**Dataset excerpt:**
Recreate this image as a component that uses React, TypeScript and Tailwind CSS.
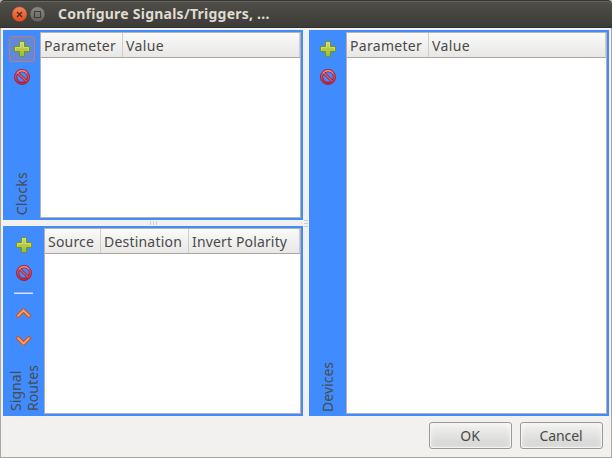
import React from "react";

function PlusIcon() {
  return (
    <svg width="16" height="16" viewBox="0 0 16 16" className="block">
      <defs>
        <linearGradient id="plusFill" x1="0" y1="0" x2="0" y2="1">
          <stop offset="0" stopColor="#cfdc5c" />
          <stop offset="1" stopColor="#a0b92e" />
        </linearGradient>
      </defs>
      <path d="M5.5 .5h5v5h5v5h-5v5h-5v-5h-5v-5h5z" fill="url(#plusFill)" stroke="#6f951f" strokeLinejoin="round" />
      <path d="M1.5 9.5v-3h5v-5h3v5h5v3" fill="none" stroke="#dde68c" strokeOpacity=".6" />
    </svg>
  );
}

function BlockIcon() {
  return (
    <svg width="16" height="16" viewBox="0 0 16 16" className="block">
      <defs>
        <linearGradient id="blockFill" x1="0" y1="0" x2="0" y2="1">
          <stop offset="0" stopColor="#ee6a5c" />
          <stop offset="1" stopColor="#c8243c" />
        </linearGradient>
      </defs>
      <circle cx="8" cy="8" r="6.4" fill="none" stroke="#a01a34" strokeWidth="3.1" />
      <path d="M4 4l8 8" stroke="#a01a34" strokeWidth="2.9" />
      <circle cx="8" cy="8" r="6.4" fill="none" stroke="url(#blockFill)" strokeWidth="1.5" />
      <path d="M4 4l8 8" stroke="#e05a5c" strokeWidth="1.4" />
      <path d="M3 4.3A6.3 6.3 0 0 1 13 4.3" fill="none" stroke="#f7a595" strokeWidth=".8" />
    </svg>
  );
}

function Chevron({ down = false }: { down?: boolean }) {
  const d = down ? "M2 2.1L7.5 7.7L13 2.1" : "M2 7.9L7.5 2.3L13 7.9";
  return (
    <svg width="16" height="10" viewBox="0 0 16 10" className="block overflow-visible">
      <path d={d} fill="none" stroke="#d4501f" strokeWidth="4" strokeLinecap="round" strokeLinejoin="round" />
      <path d={d} fill="none" stroke="#f5a56c" strokeWidth="1.8" strokeLinecap="round" strokeLinejoin="round" />
    </svg>
  );
}

function Col({ children, className }: { children?: React.ReactNode; className: string }) {
  return (
    <div className={"flex items-center overflow-visible whitespace-nowrap border-r border-[#cfcdca] pl-[3px] " + className}>
      {children}
    </div>
  );
}

function Table({ children }: { children: React.ReactNode }) {
  return (
    <div className="flex min-w-0 flex-1 flex-col border border-[#b5b1ac] bg-white">
      <div className="flex h-[25px] shrink-0 border-b border-[#aaa6a0] bg-linear-to-b from-[#fafafa] to-[#e8e7e5] text-[14px]">
        {children}
      </div>
    </div>
  );
}

function Panel({ children, className }: { children: React.ReactNode; className: string }) {
  return <div className={"flex bg-[#408cff] py-[2px] pr-[2px] " + className}>{children}</div>;
}

function SideLabel({ children, className }: { children: React.ReactNode; className: string }) {
  return (
    <div className={"mt-auto rotate-180 whitespace-nowrap text-[14px] leading-[17px] [writing-mode:vertical-rl] " + className}>
      {children}
    </div>
  );
}

function Button({ children }: { children: React.ReactNode }) {
  return (
    <button className="flex h-[27px] w-[83px] items-center justify-center rounded-[3px] border border-[#9b9995] bg-linear-to-b from-[#f3f3f2] to-[#d2d2d1] pr-[1px] text-[14px] tracking-[-0.1px] shadow-[inset_0_0_0_1px_#f4f4f3,inset_0_0_6px_#ffffffaa]">
      {children}
    </button>
  );
}

export default function App() {
  return (
    <div className="flex h-[458px] w-[612px] flex-col overflow-hidden bg-[#b9b7b4] font-['Noto_Sans',sans-serif] text-[#4a4a4a]">
      <header className="flex h-[28px] shrink-0 items-center rounded-t-[5px] border-b border-[#302f2b] bg-linear-to-b from-[#504f49] to-[#3c3b37] pl-[12px] shadow-[inset_0_1px_0_#373632,inset_0_2px_0_#66655f]">
        <svg width="34" height="17" viewBox="0 0 34 17" className="mt-[2px] block overflow-visible">
          <defs>
            <linearGradient id="closeFill" x1="0" y1="0" x2="0" y2="1">
              <stop offset="0" stopColor="#f58560" />
              <stop offset="1" stopColor="#df4a16" />
            </linearGradient>
            <linearGradient id="maxFill" x1="0" y1="0" x2="0" y2="1">
              <stop offset="0" stopColor="#8b8a82" />
              <stop offset="1" stopColor="#625f58" />
            </linearGradient>
          </defs>
          <circle cx="7.5" cy="8.3" r="7.7" fill="url(#closeFill)" stroke="#34332f" strokeWidth=".6" />
          <path d="M5 6l5 5M10 6l-5 5" stroke="#51291b" strokeWidth="1.3" />
          <circle cx="25.5" cy="8.3" r="7.7" fill="url(#maxFill)" stroke="#34332f" strokeWidth=".6" />
          <rect x="22.5" y="5.5" width="6" height="6" fill="none" stroke="#3c3b37" />
        </svg>
        <h1 className="ml-[12px] whitespace-nowrap text-[14px] font-bold tracking-[0.24px] text-[#dfdbd2]">Configure Signals/Triggers, ...</h1>
      </header>
      <main className="flex flex-1 flex-col border border-t-0 border-[#aaa6a1] bg-[#f2f1f0] px-[2px] pt-[2px]">
        <div className="flex h-[386px] w-[606px]">
          <div className="flex w-[300px] flex-col">
            <Panel className="h-[190px]">
              <div className="flex w-[37px] flex-col items-center">
                <div className="mt-[4px] ml-[1px] flex h-[26px] w-[26px] items-center justify-center rounded-[3px] border border-[#c27b7c] bg-[#6488d8]">
                  <PlusIcon />
                </div>
                <div className="mt-[7px] ml-[1px]"><BlockIcon /></div>
                <SideLabel className="mb-[3px] tracking-[0.25px]">Clocks</SideLabel>
              </div>
              <Table>
                <Col className="w-[82px] tracking-[0.3px]">Parameter</Col>
                <Col className="flex-1 tracking-[0.35px]">Value</Col>
              </Table>
            </Panel>
            <div className="flex h-[6px] items-center justify-center gap-[2px]">
              <i className="h-[4px] w-px bg-[#cfcdca]" />
              <i className="h-[4px] w-px bg-[#cfcdca]" />
              <i className="h-[4px] w-px bg-[#cfcdca]" />
            </div>
            <Panel className="h-[190px]">
              <div className="flex w-[41px] flex-col items-center">
                <div className="mt-[9px] ml-[1px]"><PlusIcon /></div>
                <div className="mt-[12px] ml-[1px]"><BlockIcon /></div>
                <div className="mt-[11px] h-[2px] w-[19px] border-t border-[#8fb3ea] bg-[#d5e3fa]" />
                <div className="mt-[14px] ml-[1px]"><Chevron /></div>
                <div className="mt-[18px] ml-[1px]"><Chevron down /></div>
                <SideLabel className="mb-[3px] tracking-[0.1px]">Signal<br />Routes</SideLabel>
              </div>
              <Table>
                <Col className="w-[56px] tracking-[0.2px]">Source</Col>
                <Col className="w-[88px] tracking-[0.2px]">Destination</Col>
                <Col className="flex-1 tracking-[0.15px]">Invert Polarity</Col>
              </Table>
            </Panel>
          </div>
          <div className="flex w-[6px] flex-col items-center justify-center gap-[2px]">
            <i className="h-px w-[4px] bg-[#cfcdca]" />
            <i className="h-px w-[4px] bg-[#cfcdca]" />
            <i className="h-px w-[4px] bg-[#cfcdca]" />
          </div>
          <Panel className="w-[300px]">
            <div className="flex w-[37px] flex-col items-center">
              <div className="mt-[9px] ml-[1px]"><PlusIcon /></div>
              <div className="mt-[12px] ml-[1px]"><BlockIcon /></div>
              <SideLabel className="mb-[2px]">Devices</SideLabel>
            </div>
            <Table>
              <Col className="w-[82px] tracking-[0.3px]">Parameter</Col>
              <Col className="flex-1 tracking-[0.35px]">Value</Col>
            </Table>
          </Panel>
        </div>
        <footer className="flex justify-end gap-[8px] pt-[6px] pr-[6px]">
          <Button>OK</Button>
          <Button>Cancel</Button>
        </footer>
      </main>
    </div>
  );
}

**Task statement:** Count the lines of the material that include the word "React", then state only the total.

**Problem solution:** 7